As the Migration Advisory Committee were given just ten weeks to review this immigration route, amid other recent and rather rushed immigration legislation to reduce legal immigration, Chair of the MAC, Professor Brian Bell, noted: “the timescales for this review are much shorter than a normal commission. As such, this will substantially limit the quality and quantity of evidence that we can provide.”
To improve the available economic evidence for the review, the Higher Education Policy Institute (HEPI), Kaplan, and the National Union of Students (NUS) asked economists at London Economics to estimate the impact of the Graduate route.
Net benefits of the Graduate visa
Their report, sent to the MAC, found that for the first 2022-2023 cohort of Graduate visa holders, the gross benefits to the UK in higher tax revenue from was £588 million, the total net benefit to the UK treasury £70 million (or £1,240 per international graduate).

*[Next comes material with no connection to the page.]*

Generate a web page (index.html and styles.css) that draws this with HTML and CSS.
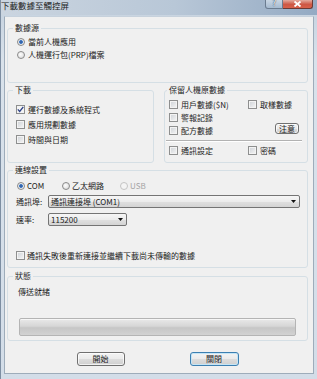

The report concluded that this is an underestimate of the total benefit, as it did not include taxes paid by dependants, or the money spent by international students attracted by the Graduate visa in the economy in general and higher education institutions in particular – which greatly subsidises the education of domestic students and helps make British universities renowned global institutions for academia and scientific research.
Earlier research commissioned by HEPI, Kaplan and Universities UK showed just one cohort of international students contributed a net of £37.4 billion to the UK before graduation.

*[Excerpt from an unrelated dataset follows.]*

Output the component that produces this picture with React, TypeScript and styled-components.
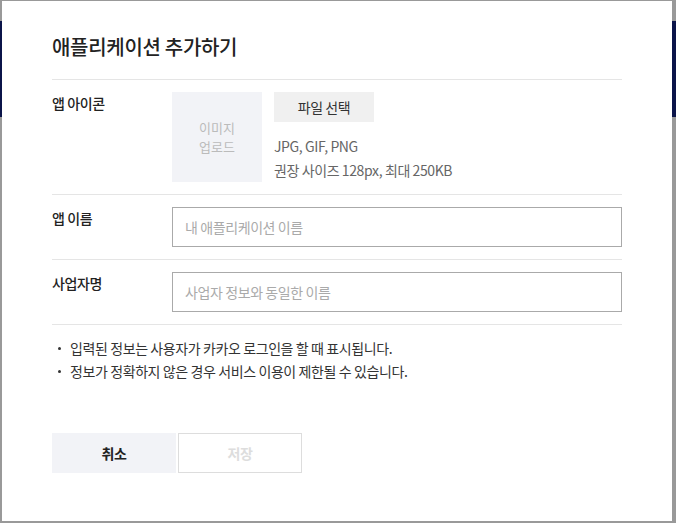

Graduates are able to fill many skills shortages for UK employers without the new higher minimum salary thresholds which make it difficult to sponsor hires for junior posts.
Recent legislation removing postgraduates’ right to bring dependent family to the UK with them unless they are research postgrads was blamed for a 44% drop in January enrolments.
The report warned that the ban on dependants, plus recent increases in application fees and health surcharges, are already reducing the UK’s higher education sector’s ability to attract international students and warned of the dangers to the sector of measures to further discourage international students, as well as the destabilising impact on international students who have already made the big move to come to the UK for their degrees, and the UK’s global reputation.
What is going to happen to the UK’s Graduate visa?
The short turn-around for the MAC ahead of the next election and other measures to make immigration to the UK harder and more expensive have led many to speculate that Conservative ministers have already made their mind up about the Graduate route.
According to Times Higher Education, the UK Government has been considering options such as reducing Graduate visas to just six months, adding extra conditions such as minimum salaries graduates would have to earn, or scrapping the route altogether.
According to President of University College London, Michael Spence, the government’s own analysis shows the visa is “set to bring in £12.9 billion of additional tax revenue compared to £6.8 billion of extra fiscal costs between 2021-22 and 2030-31”.
“If we want to grow the economy and encourage global leadership and innovation, we need to continue to attract the brightest and the best,” Dr Spence told Times Higher Education, adding that it would be an “act of extraordinary national self-harm to curb the graduate route”.
Making the UK even more unattractive for international students “would set back so many important government policy priorities”, including ambitions to become a science superpower and to “level up” neglected regions, warned former Universities Minister Lord Johnson of Marylebone.
“It’s hard to think of a policy more self-defeating. And all for what? To lower immigration statistics which international students shouldn’t be part of anyway.”
Since the Graduate route was established, a total of 175,872 visas have been granted.